===== ENTRIES

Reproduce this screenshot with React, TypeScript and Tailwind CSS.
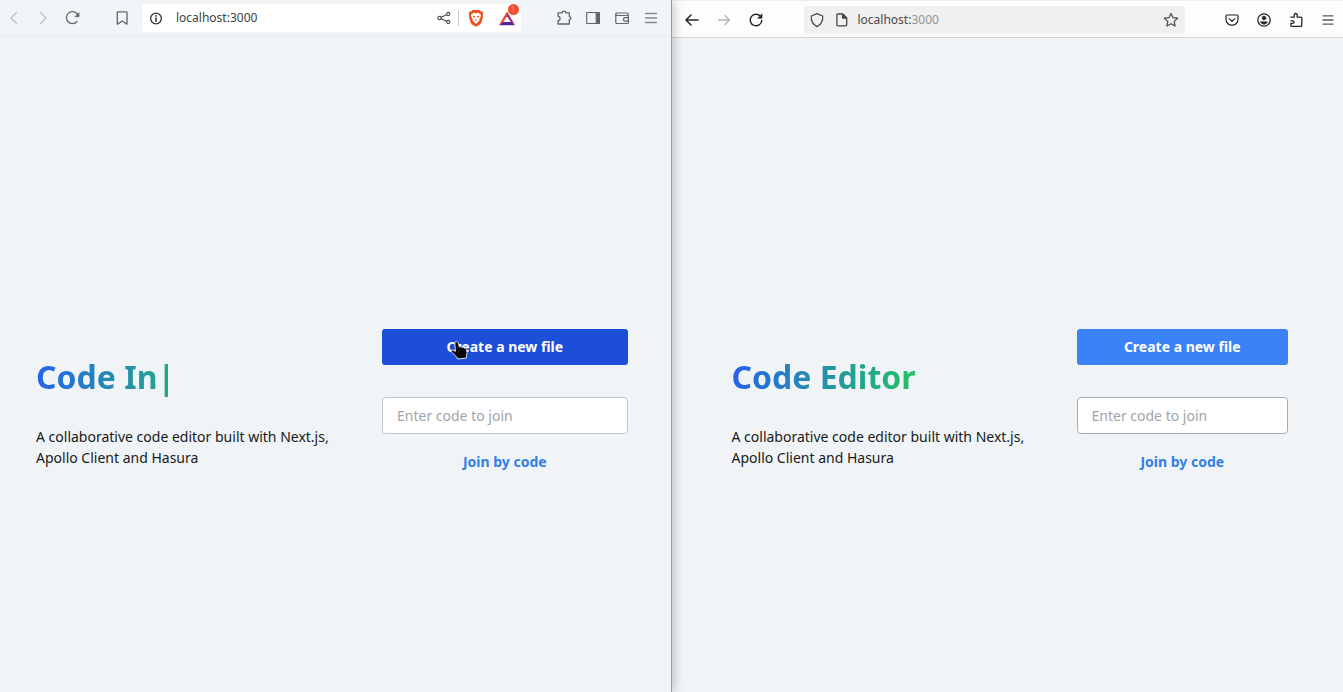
import type { ReactNode } from "react";

type IconProps = { label: string; className?: string; children: ReactNode };

function ToolButton({ label, className = "", children }: IconProps) {
  return (
    <button type="button" aria-label={label} className={`flex size-5 shrink-0 items-center justify-center ${className}`}>
      {children}
    </button>
  );
}

function Svg({ children, width = 1.3 }: { children: ReactNode; width?: number }) {
  return (
    <svg viewBox="0 0 20 20" className="size-5 shrink-0" fill="none" stroke="currentColor" strokeWidth={width} strokeLinecap="round" strokeLinejoin="round">
      {children}
    </svg>
  );
}

function BraveBar() {
  return (
    <header className="flex h-[37px] items-center gap-[9px] border-b border-[#e9edef] bg-[#f2f5f7] pr-[10px] pl-1 text-[#5d676c]">
      <ToolButton label="Back" className="text-[#b9bec1]"><Svg width={1.2}><path d="M12.5 4.5 7 10l5.5 5.5" /></Svg></ToolButton>
      <ToolButton label="Forward" className="text-[#b9bec1]"><Svg width={1.2}><path d="m7.5 4.5 5.5 5.5-5.5 5.5" /></Svg></ToolButton>
      <ToolButton label="Reload">
        <Svg><path d="M15 13.500A6 6 0 1 1 16 7.500" /><path d="M17 5v3.700h-3.700z" fill="currentColor" strokeWidth="0.8" /></Svg>
      </ToolButton>
      <ToolButton label="Bookmark" className="ml-[21px]"><Svg><path d="M6 3.800h8.200c.5 0 .8.300.8.800v11.600L10.200 13l-4.900 3.200V4.600c0-.5.200-.8.700-.8Z" /></Svg></ToolButton>
      <div className="ml-px flex h-7 min-w-0 flex-1 items-center rounded bg-white px-1">
        <span className="text-[#303437]">
          <Svg><circle cx="10" cy="10.500" r="5.400" /><path d="M10 10.200v3" strokeWidth="1.600" /><path d="M10 7.800v.1" strokeWidth="1.700" /></Svg>
        </span>
        <input aria-label="Brave address" readOnly value="localhost:3000" className="ml-[10px] w-0 min-w-0 flex-1 bg-transparent text-xs text-[#3b3f42] outline-none" />
        <ToolButton label="Share" className="text-[#44494c]">
          <Svg width={1.1}><circle cx="5.500" cy="10" r="1.700" /><circle cx="14.200" cy="6" r="1.600" /><circle cx="14.200" cy="14" r="1.600" /><path d="m7.200 9.200 5.400-2.500M7.200 10.800l5.400 2.500" /></Svg>
        </ToolButton>
        <span className="mx-1 h-4 w-px bg-[#c6c9cb]" />
        <ToolButton label="Brave Shields" className="ml-[3px]">
          <svg viewBox="0 0 20 20" className="size-5">
            <path d="M6.500 1.900h7l1.400 1.500 1.500.2 1 2-.6 1.500.3 1.500-1.700 6.200-1.800 1.900L10 18.700l-3.600-2-1.800-1.900L2.900 8.600l.3-1.500-.6-1.500 1-2 1.500-.2Z" fill="#f0501f" />
            <path d="m10 5.300 2.200-.6 2.500 1.900.3 1.400-1.700 3.300.2 1.200-1.500 1.300-2 2.300-2-2.300-1.500-1.300.2-1.200L5 8l.3-1.400 2.500-1.900Z" fill="#fff" />
            <path d="M6.600 7.600 9 8.200l-.4 1.500-1.300-.4Zm6.800 0-2.400.6.400 1.500 1.300-.4ZM9 11.200l1 .5 1-.5-.4 1.600h-1.200Z" fill="#f0501f" />
          </svg>
        </ToolButton>
        <ToolButton label="Brave Rewards" className="relative ml-[11px]">
          <svg viewBox="0 0 20 20" className="size-5">
            <path d="M10 3.500 2 17l4-2.500 4-6.200Z" fill="#f04b2a" />
            <path d="m10 3.500 8 13.500-4-2.500-4-6.200Z" fill="#a12d7e" />
            <path d="M2 17.200 6 14h8l4 3.200Z" fill="#5b248c" />
          </svg>
          <span className="absolute -top-1 left-[11px] flex size-[11px] items-center justify-center rounded-full bg-[#ef4f2d] text-[8px] leading-none text-[#ff9c80]">1</span>
        </ToolButton>
      </div>
      <ToolButton label="Extensions" className="ml-6">
        <Svg><path d="M4 4.800h4.300c-.1-1.200.6-1.600 1.700-1.600s1.800.4 1.700 1.600h3.600v3.900c1.100-.1 1.600.7 1.600 1.400s-.5 1.500-1.600 1.400V16H4v-3.300c1.600-.2 2.100-1.200 2.100-2.300S5.600 8.300 4 8.100Z" /></Svg>
      </ToolButton>
      <ToolButton label="Sidebar"><Svg width={1.1}><path d="M3.700 4.500h12.600v11H3.700Z" /><path d="M13.200 4.500h3.100v11h-3.100Z" fill="currentColor" /></Svg></ToolButton>
      <ToolButton label="Wallet"><Svg width={1.2}><path d="M16.200 7.500V6c0-.7-.5-1-1-1H5c-.7 0-1.200.4-1.200 1.100S4.300 7.500 5 7.500h10.500c.6 0 .9.400.9.900v6.100c0 .6-.4 1-1 1H5c-.7 0-1.200-.5-1.200-1.200V6.200" /><path d="M16.400 9.700h-3.200a1.700 1.700 0 0 0 0 3.500h3.200" /></Svg></ToolButton>
      <ToolButton label="Brave menu" className="text-[#858b8e]"><Svg><path d="M4.500 5.500h11M4.500 10h11M4.500 14.500h11" /></Svg></ToolButton>
    </header>
  );
}

function FirefoxBar() {
  return (
    <header className="flex h-[38px] items-center gap-3 border-t border-b border-t-[#eeeeef] border-b-[#d5d7d9] bg-[#fdfdfe] pt-0.5 pr-[5px] pl-[10px] text-[#252529]">
      <ToolButton label="Back"><Svg width={1.5}><path d="M16 10H4M9 5l-5 5 5 5" /></Svg></ToolButton>
      <ToolButton label="Forward" className="text-[#b5b5b7]"><Svg><path d="M4.500 10h11M11 5.500l4.500 4.500-4.500 4.500" /></Svg></ToolButton>
      <ToolButton label="Reload"><Svg width={1.4}><path d="M14.500 6.300a5.800 5.800 0 1 0 1.300 4.200" /><path d="M16 4.200v4h-4Z" fill="currentColor" strokeWidth="0.7" /></Svg></ToolButton>
      <div className="ml-[26px] flex h-7 min-w-0 flex-1 items-center rounded bg-[#f0f0f1] px-1">
        <ToolButton label="Tracking protection" className="-ml-px text-[#45454a]"><Svg width={1.2}><path d="M10 3.600 15.700 6c.4 4.700-1.200 8.300-5.700 10.600C5.500 14.300 3.900 10.700 4.300 6Z" /></Svg></ToolButton>
        <ToolButton label="Site information" className="ml-[5px] text-[#45454a]"><Svg><path d="M5.800 4h5l3.900 3.900v6.900c0 .7-.4 1.100-1.100 1.100H6c-.7 0-1.100-.4-1.100-1.100V5c0-.6.300-1 .9-1Z" /><path d="M10.600 4.200v3.900h3.900Z" fill="currentColor" /></Svg></ToolButton>
        <button type="button" aria-label="Firefox address" className="ml-1.5 min-w-0 flex-1 text-left text-xs text-[#47474b]">localhost:<span className="text-[#939396]">3000</span></button>
        <ToolButton label="Favorite" className="text-[#4b4b50]"><Svg width={1.2}><path d="m10 3.400 2 4.300 4.600.5-3.400 3.200.9 4.700L10 13.800l-4.100 2.300.9-4.700-3.400-3.200L8 7.700Z" /></Svg></ToolButton>
      </div>
      <ToolButton label="Pocket" className="ml-[25px]"><Svg width={1.2}><path d="M4.900 5h10.200c.6 0 .9.400.9 1v3.200c0 3.400-2.500 6-6 6s-6-2.600-6-6V6c0-.6.300-1 .9-1Z" /><path d="m7.200 8.600 2.800 2.700 2.800-2.700" /></Svg></ToolButton>
      <ToolButton label="Account"><Svg><circle cx="10" cy="10" r="6.200" /><circle cx="10" cy="8" r="1.900" fill="currentColor" strokeWidth="0.5" /><path d="M6.700 11.800h6.600c-.3 1.600-1.500 2.400-3.300 2.400s-3-.8-3.300-2.400Z" fill="currentColor" strokeWidth="0.5" /></Svg></ToolButton>
      <ToolButton label="Add-ons"><Svg><path d="M4.900 7.200h3.300V5.100c0-1 .6-1.600 1.500-1.600s1.500.6 1.500 1.600v2.100h3.700c.6 0 .9.300.9.900v7.300c0 .6-.3.900-.9.900H5.800c-.6 0-.9-.3-.9-.9v-2h1.700c1 0 1.500-.5 1.500-1.300s-.5-1.300-1.500-1.300H4.900" /></Svg></ToolButton>
      <ToolButton label="Firefox menu" className="text-[#5b5b60]"><Svg><path d="M5 5.800h10M5 10h10M5 14.200h10" /></Svg></ToolButton>
    </header>
  );
}

type LandingProps = { title: string; caret: string; buttonColor: string; inset: string; fieldBorder: string; pointer?: boolean };

function Landing({ title, caret, buttonColor, inset, fieldBorder, pointer = false }: LandingProps) {
  return (
    <main className={`flex flex-1 items-start bg-[#f1f4f6] ${inset}`}>
      <section className="w-[296px] shrink-0 pt-6">
        <h1 className="w-[190px] bg-linear-to-r/srgb from-[#2563eb] to-[#22c55e] bg-clip-text text-[32px] leading-[48px] font-bold whitespace-nowrap text-transparent">
          {title}<span className={caret}>|</span>
        </h1>
        <p className="mt-[25px] text-sm leading-[21px] text-[#17191b]">A collaborative code editor built with Next.js, Apollo Client and Hasura</p>
      </section>
      <form className="flex min-w-0 flex-1 flex-col items-center" onSubmit={(event) => event.preventDefault()}>
        <button type="button" className={`relative h-9 w-full rounded-[3px] text-sm font-bold text-white ${buttonColor}`}>
          Create a new file
          {pointer && (
            <svg aria-hidden="true" viewBox="0 0 20 20" className="absolute top-[11px] left-[66px] size-5">
              <path d="M8.600 1.400c1 0 1.500.7 1.700 1.500l.9 4 1.600-.2 1 .6 1.500-.1.900.8 1.400.1.900 1 .6 3.600-.7 2.600.1 2.800-8.800.9-1-2-5.200-5c-.9-1.300.3-2.500 1.700-1.800l2.200 1.200L6.900 3.900c-.2-1.500.5-2.500 1.700-2.500Z" fill="#080808" stroke="#d9dfef" strokeWidth="1" />
            </svg>
          )}
        </button>
        <input aria-label="Enter code to join" type="text" placeholder="Enter code to join" className={`mt-8 h-[37px] w-full rounded border bg-white px-3.5 text-sm text-[#17191b] outline-none placeholder:text-[#9fa4aa] ${fieldBorder}`} />
        <button type="submit" className="mt-[17px] text-sm leading-[21px] font-bold text-[#327fe9]">Join by code</button>
      </form>
    </main>
  );
}

export default function App() {
  return (
    <div className="grid min-h-screen grid-cols-2 font-['Noto_Sans',sans-serif]">
      <div className="relative z-10 flex min-w-0 flex-col border-r border-[#989c9f] shadow-[2px_0_10px_rgba(0,0,0,0.22)]">
        <BraveBar />
        <Landing title="Code In" caret="font-bold" buttonColor="bg-[#1d4ed8]" inset="gap-[50px] pt-[292px] pr-[43px] pl-9" fieldBorder="border-[#c1c5c8]" pointer />
      </div>
      <div className="flex min-w-0 flex-col">
        <FirefoxBar />
        <Landing title="Code Editor" caret="font-bold opacity-5" buttonColor="bg-[#3b82f6]" inset="gap-[49px] pt-[291px] pr-[55px] pl-[60px]" fieldBorder="border-[#a9adb0]" />
      </div>
    </div>
  );
}
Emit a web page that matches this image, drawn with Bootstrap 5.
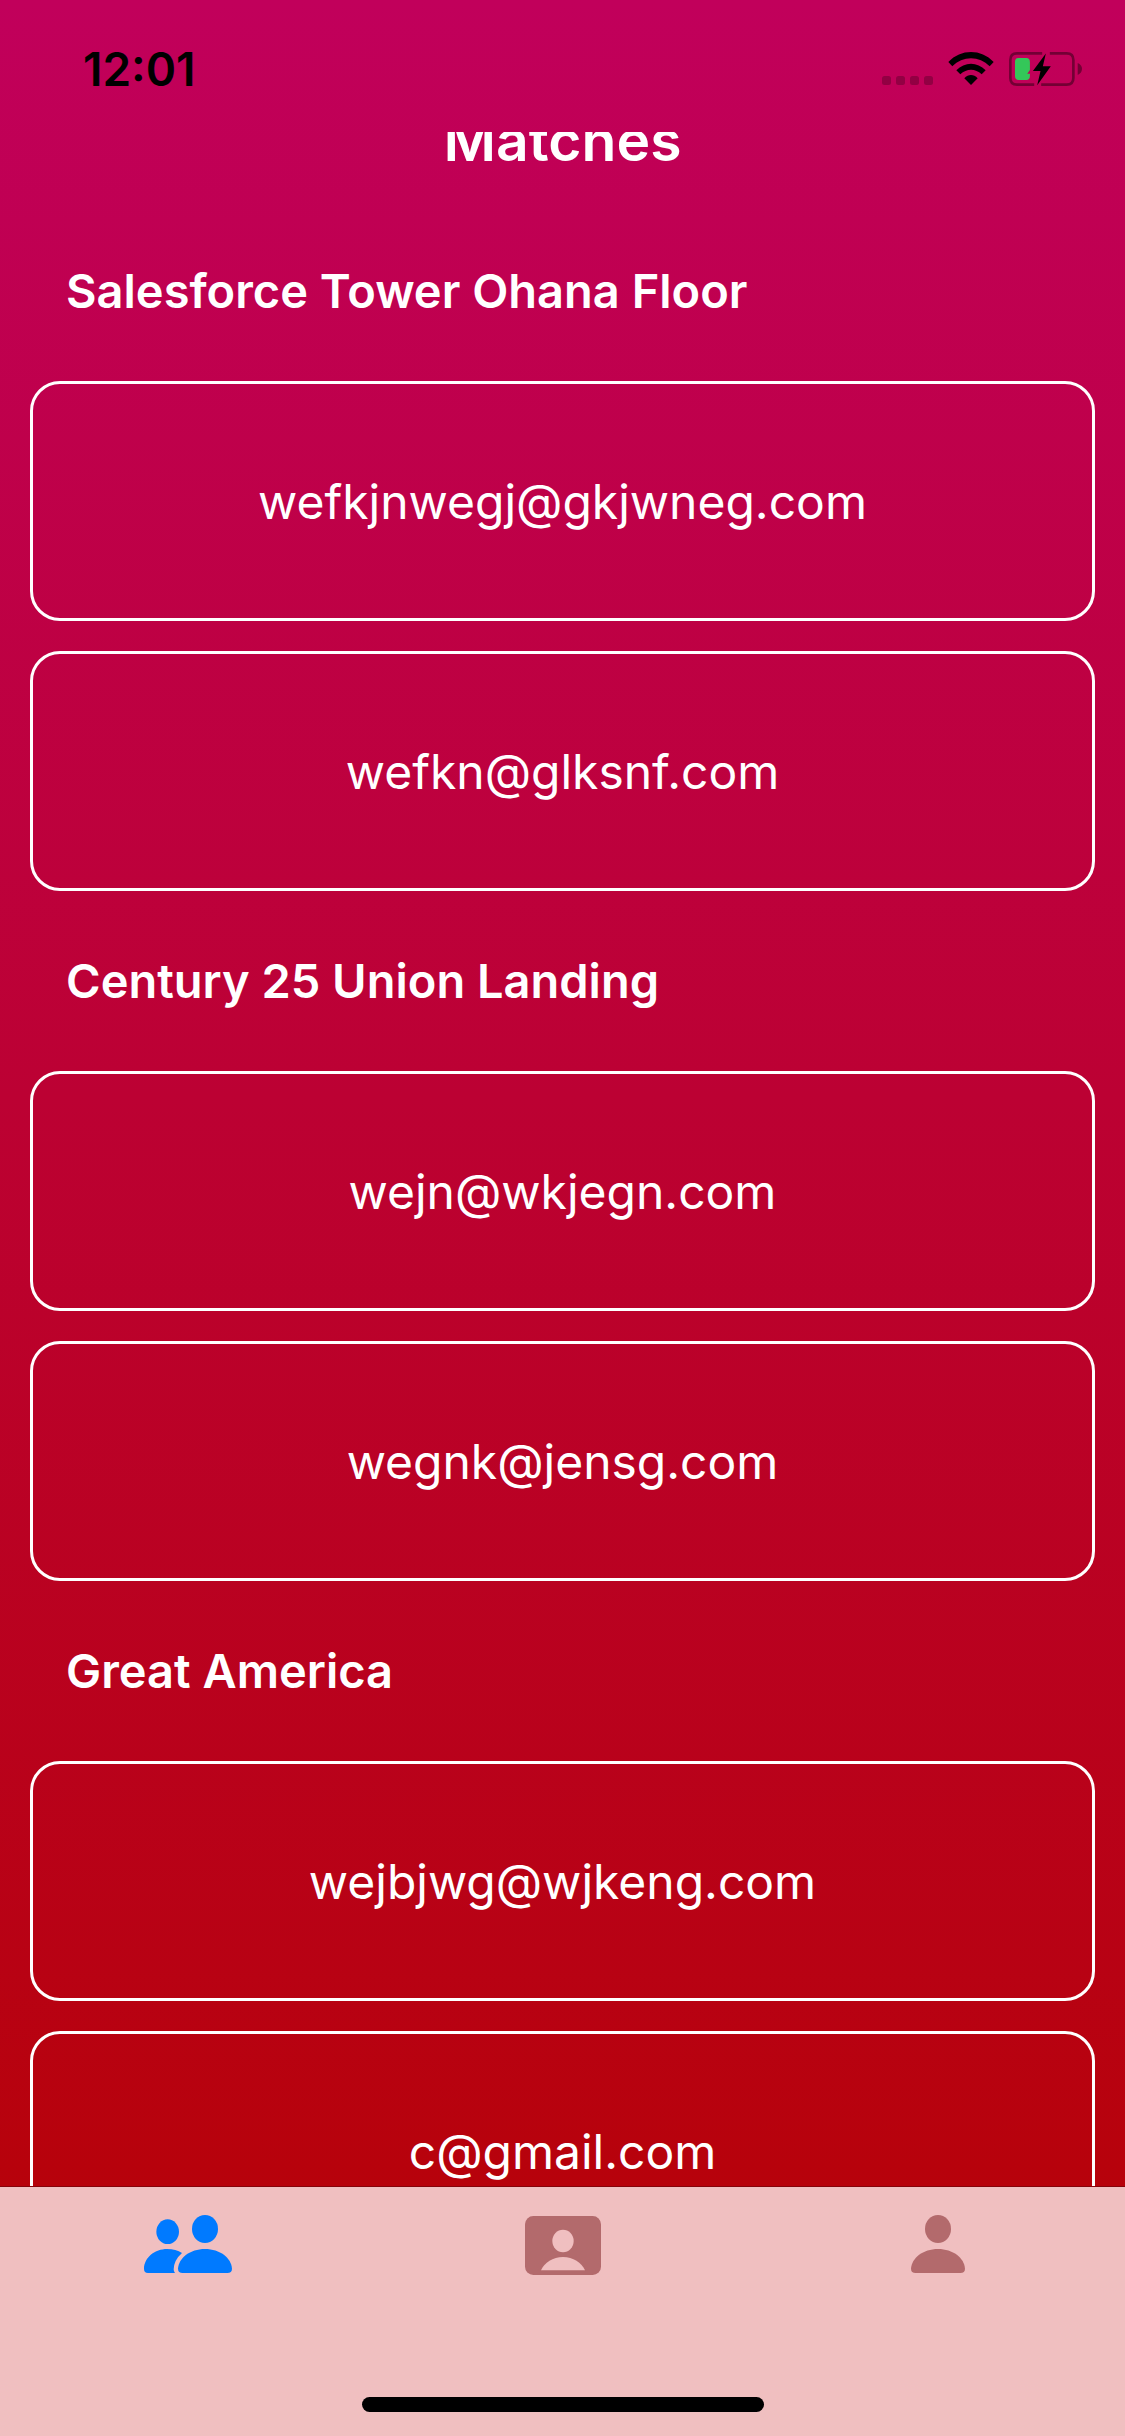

==========

- _REQUIRED TASK_
Everything from the first line of the records through the line containing "string; className?: string;" should be reproduced exactly, apart from the pictures.

- _SOLUTION FOR THIS PROBLEM_
Reproduce this screenshot with React, TypeScript and Tailwind CSS.
import type { ReactNode } from "react";

type IconProps = { label: string; className?: string; children: ReactNode };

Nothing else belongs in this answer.